By Ilva Pieterse, ITWeb contributor
Johannesburg, 02 Jan 2008

The federal government will soon offer passport cards equipped with electronic data chips to US citizens who travel frequently between the United States and Canada, Mexico or the Caribbean, according to Washington Post.

The cards can be read wirelessly from 20 feet, offering convenience to travellers, but raising security and privacy concerns about the possibility of data being intercepted.

The goal of the passport card, an alternative to the traditional passport, is to reduce the wait at land and sea border checkpoints by using an electronic device that can simultaneously read multiple cards' radio frequency identification (RFID) signals from a distance, checking travellers against terrorist and criminal watch-lists while they wait.

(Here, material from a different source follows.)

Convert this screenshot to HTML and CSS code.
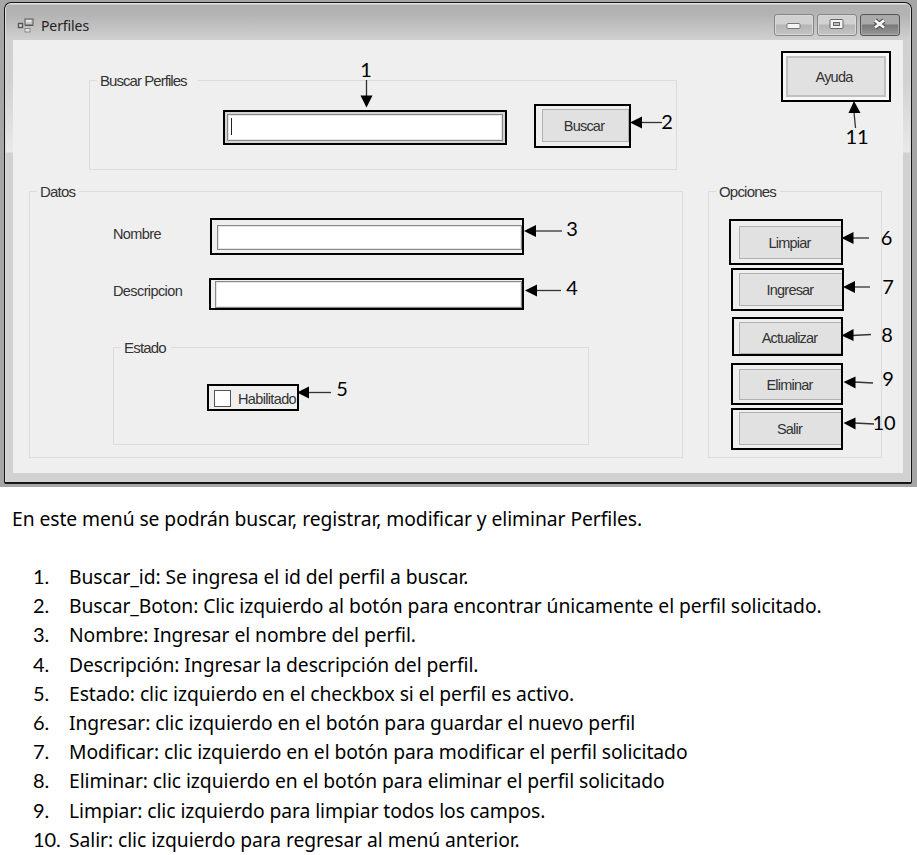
FILE: index.html
```html
<!DOCTYPE html>
<html lang="es">
<head>
<meta charset="utf-8">
<title>Perfiles</title>
<link rel="stylesheet" href="styles.css">
</head>
<body>
<section class="figure">
  <div class="window">
    <header class="titlebar">
      <svg class="app-icon" width="18" height="16" viewBox="0 0 18 16">
        <rect x="8" y="1" width="8" height="6" fill="#c5c5c5" stroke="#777" stroke-width="1.400"/>
        <path d="M9 2h5v2H9z" fill="#e8e8e8"/>
        <path d="M8 7.500h8" stroke="#555"/>
        <rect x="1.500" y="5.500" width="4" height="4" fill="#ddd" stroke="#555" stroke-width="1.400"/>
        <rect x="8" y="10.500" width="5" height="3.500" fill="#e5e5e5" stroke="#888"/>
      </svg>
      <span class="title">Perfiles</span>
      <div class="controls">
        <span class="control"><svg width="38" height="20"><rect x="12" y="8.500" width="13" height="5" rx="1" fill="#f5f5f5" stroke="#777"/></svg></span>
        <span class="control"><svg width="38" height="20"><rect x="12" y="4.500" width="13" height="9" rx="1" fill="#f3f3f3" stroke="#666"/><rect x="15.500" y="7.500" width="6" height="3" fill="#bbb" stroke="#666"/></svg></span>
        <span class="control close"><svg width="38" height="20"><path d="M14 5.500l9 7M23 5.500l-9 7" stroke="#555" stroke-width="5"/><path d="M14 5.500l9 7M23 5.500l-9 7" stroke="#f8f8f8" stroke-width="2.800"/></svg></span>
      </div>
    </header>
    <main class="client">
      <div class="top-row">
        <div class="group search">
          <span class="legend">Buscar Perfiles</span>
          <div class="mark mark-search"><div class="input"><i class="caret"></i></div></div>
          <div class="mark mark-find"><div class="button">Buscar</div></div>
        </div>
        <div class="mark mark-help"><div class="button">Ayuda</div></div>
      </div>
      <div class="main-row">
        <div class="group data">
          <span class="legend">Datos</span>
          <div class="field name"><label>Nombre</label><div class="mark"><div class="input"></div></div></div>
          <div class="field description"><label>Descripcion</label><div class="mark"><div class="input"></div></div></div>
          <div class="group state">
            <span class="legend">Estado</span>
            <div class="mark mark-check"><i class="checkbox"></i><span class="check-label">Habilitado</span></div>
          </div>
        </div>
        <div class="group options">
          <span class="legend">Opciones</span>
          <div class="mark clear"><div class="button">Limpiar</div></div>
          <div class="mark insert"><div class="button">Ingresar</div></div>
          <div class="mark update"><div class="button">Actualizar</div></div>
          <div class="mark delete"><div class="button">Eliminar</div></div>
          <div class="mark exit"><div class="button">Salir</div></div>
        </div>
      </div>
    </main>
  </div>
  <svg class="callouts" width="917" height="487" viewBox="0 0 917 487">
    <g class="lines">
      <path d="M366.500 80V97"/><path d="M662 122.500H640"/><path d="M562 231H534"/><path d="M561 290.500H535"/>
      <path d="M331 392.500H307"/><path d="M869 238H852"/><path d="M870 287H853"/><path d="M871 334.500L852 335.500"/>
      <path d="M873 383L854 382"/><path d="M874 424L854 423"/><path d="M855.500 128L854 112"/>
    </g>
    <g class="heads">
      <path d="M360.500 95.500h12l-6 12z"/><path d="M642 116.500v12l-12-6z"/><path d="M536 225v12l-12-6z"/><path d="M537 284.500v12l-12-6z"/>
      <path d="M309 386.500v12l-12-6z"/><path d="M853.500 232v12l-12-6z"/><path d="M855 281v12l-12-6z"/><path d="M853.500 329v12l-12-5.500z"/>
      <path d="M855.500 376.500v12l-12-6.500z"/><path d="M855.500 417.500v12l-12-6.500z"/><path d="M848.500 113h12l-6.500-12z"/>
    </g>
    <g class="numbers">
      <text x="366" y="77">1</text><text x="667" y="129">2</text><text x="572" y="236">3</text><text x="572" y="295">4</text>
      <text x="342" y="396">5</text><text x="886.500" y="245">6</text><text x="888" y="294">7</text><text x="887" y="342">8</text>
      <text x="888" y="386">9</text><text x="884" y="430">10</text><text x="857" y="144">11</text>
    </g>
  </svg>
</section>
<article class="document">
  <p>En este menú se podrán buscar, registrar, modificar y eliminar Perfiles.</p>
  <ol>
    <li>Buscar_id: Se ingresa el id del perfil a buscar.</li>
    <li>Buscar_Boton: Clic izquierdo al botón para encontrar únicamente el perfil solicitado.</li>
    <li>Nombre: Ingresar el nombre del perfil.</li>
    <li>Descripción: Ingresar la descripción del perfil.</li>
    <li>Estado: clic izquierdo en el checkbox si el perfil es activo.</li>
    <li>Ingresar: clic izquierdo en el botón para guardar el nuevo perfil</li>
    <li>Modificar: clic izquierdo en el botón para modificar el perfil solicitado</li>
    <li>Eliminar: clic izquierdo en el botón para eliminar el perfil solicitado</li>
    <li>Limpiar: clic izquierdo para limpiar todos los campos.</li>
    <li>Salir: clic izquierdo para regresar al menú anterior.</li>
  </ol>
</article>
</body>
</html>
```
FILE: styles.css
```css
* { box-sizing: border-box; }
body { margin: 0; background: #fff; color: #000; overflow: hidden; }
.figure {
  position: relative; height: 487px; padding: 2px 5px 3px 4px;
  background: #a6a6a6;
  font-family: "Liberation Sans", Arial, sans-serif;
}
.window {
  height: 482px; border: 1px solid #151515; border-bottom-width: 2px; border-radius: 7px 7px 2px 2px;
  padding: 0 8px; background: linear-gradient(#e3e3e3 0, #e3e3e3 1px, #b0b0b0 2px, #b4b4b4 12px, #d0d0d0 37px, #d2d2d2 80px, #e9e9e9 149px, #d1d1d1 150px);
  box-shadow: inset 1px 0 #ddd, inset -1px 0 #ddd;
}
.titlebar { display: flex; height: 37px; align-items: flex-start; padding-left: 4px; }
.app-icon { margin-top: 15px; }
.title { margin: 14px 0 0 6px; font: 14px/18px "Noto Sans", sans-serif; letter-spacing: -.1px; color: #222; }
.controls { display: flex; gap: 3px; margin: 11px 3px 0 auto; }
.control { width: 40px; height: 22px; border: 1px solid #858585; border-radius: 3px; background: linear-gradient(#d1d1d1 45%, #b4b4b4 50%, #c5c5c5); box-shadow: inset 0 0 0 1px #d8d8d8; }
.control svg { display: block; }
.close { border-color: #555; background: linear-gradient(#aaa 45%, #777 50%, #999); box-shadow: inset 0 0 0 1px #aaa; }
.client { height: 433px; background: #efefef; font-size: 15px; color: #333; padding: 11px 12px 0 16px; }
.top-row { display: flex; height: 140px; }
.group { border: 1px solid #dcdcdc; display: flex; }
.legend { height: 18px; padding: 0 4px 0 3px; background: #efefef; line-height: 18px; white-space: nowrap; letter-spacing: -.8px; margin: -9px 0 0 7px; align-self: flex-start; }
.mark { border: 2px solid #000; display: flex; }
.input { border: 1px solid #888; background: #fff; box-shadow: inset 0 0 0 1px #e5e5e5; flex: 1; }
.button { flex: 1; display: flex; align-items: center; justify-content: center; background: #e1e1e1; border: 1px solid #b0b0b0; letter-spacing: -.8px; font-size: 14.500px; }
.search { width: 588px; height: 90px; margin: 29px 0 0 60px; }
.search .legend { width: 101px; letter-spacing: -.95px; }
.mark-search { width: 284px; height: 35px; margin: 29px 0 0 25px; padding: 2px; background: #d5d5d5; }
.caret { display: block; width: 1px; height: 17px; margin: 3px; background: #222; }
.mark-find { width: 97px; height: 44px; margin: 23px 0 0 27px; padding: 3px 0 4px 6px; }
.mark-find .button { padding-right: 3px; }
.mark-help { width: 110px; height: 51px; margin-left: 104px; padding: 3px; background: #f7f7f7; }
.mark-help .button { border-width: 2px; border-color: #c0c0c0; padding-right: 4px; }
.main-row { display: flex; gap: 25px; }
.data { width: 654px; height: 267px; flex-direction: column; }
.options { width: 174px; height: 267px; flex-direction: column; }
.field { display: flex; margin-left: 83px; }
.field label { width: 97px; line-height: 18px; letter-spacing: -.6px; font-size: 14.500px; }
.name { margin-top: 17px; height: 37px; }
.name label { padding-top: 7px; }
.name .mark { width: 314px; padding: 5px 0 3px 5px; }
.description { margin-top: 23px; height: 32px; }
.description label { width: 96px; padding-top: 4px; }
.description .mark { width: 315px; padding: 1px 0 0 4px; }
.state { width: 476px; height: 98px; margin: 37px 0 0 83px; }
.mark-check { width: 92px; height: 27px; margin: 36px 0 0 36px; padding: 4px 0 0 5px; font-size: 14.500px; }
.state .legend { width: 50px; }
.checkbox { flex: none; width: 17px; height: 17px; border: 1px solid #555; background: #fff; }
.check-label { margin-left: 7px; line-height: 18px; letter-spacing: -.65px; white-space: nowrap; }
.options .mark { width: 112px; margin-left: 22px; padding: 4px 0 3px 6px; }
.options .button { border-right: 0; padding-right: 2px; }
.options .clear { width: 114px; height: 46px; margin: 18px 0 0 20px; padding: 5px 0 4px 8px; }
.options .insert { width: 113px; height: 43px; margin-top: 3px; padding-top: 3px; }
.options .update { width: 111px; height: 39px; margin: 6px 0 0 23px; padding: 3px 0 0 5px; }
.options .delete { height: 42px; margin-top: 7px; }
.options .exit { height: 42px; margin-top: 3px; padding-top: 2px; }
.callouts { position: absolute; left: 0; top: 0; }
.lines { stroke: #333; fill: none; stroke-width: 1.300; }
.numbers { font: 20px Lato, sans-serif; text-anchor: middle; fill: #000; }
.document { font: 19.300px/29px "Noto Sans", sans-serif; letter-spacing: -.07px; white-space: nowrap; }
.document p { margin: 17px 0 29px 12px; }
.document ol { list-style: none; margin: 0; padding: 0 0 0 33px; counter-reset: step; }
.document li { display: flex; height: 29.200px; counter-increment: step; }
.document li::before { content: counter(step) "."; width: 36px; flex: none; font: 20px/29px Lato, sans-serif; }
```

Airline trials phone bar codes

Following on the IATA's approval of a global digital bar code standard, Continental Airlines has kicked off trials of the US's first cellphone-based digital boarding passes, says IntoMobile.

The bar codes will be issued to air-travellers at Houston's Intercontinental Airport, and will be scanned at the gate to verify ID.

The trial will run for three months, during which paper boarding-passes will be issued to travellers wary of the move to an all-digital system.

Electronic system shipments grow

Worldwide shipments of electronics systems grew 5% in 2007 to $1.21 trillion from $1.15 trillion in 2006, according to market research firm IC Insights, says i-connect2007.

With electronic systems sales expected to grow 6% in 2008 to $1.29 trillion, IC markets are forecast to increase 10% to $243.4 billion next year, the firm continued.

The fastest-growing electronics systems markets in 2007 were video game consoles (58%), cellphone handsets (9%), portable digital audio (13%), RFID (35%), smart cards (11%), wireless personal and local area networks (26%), high-definition DVD players (96%), and digital video surveillance systems (20%).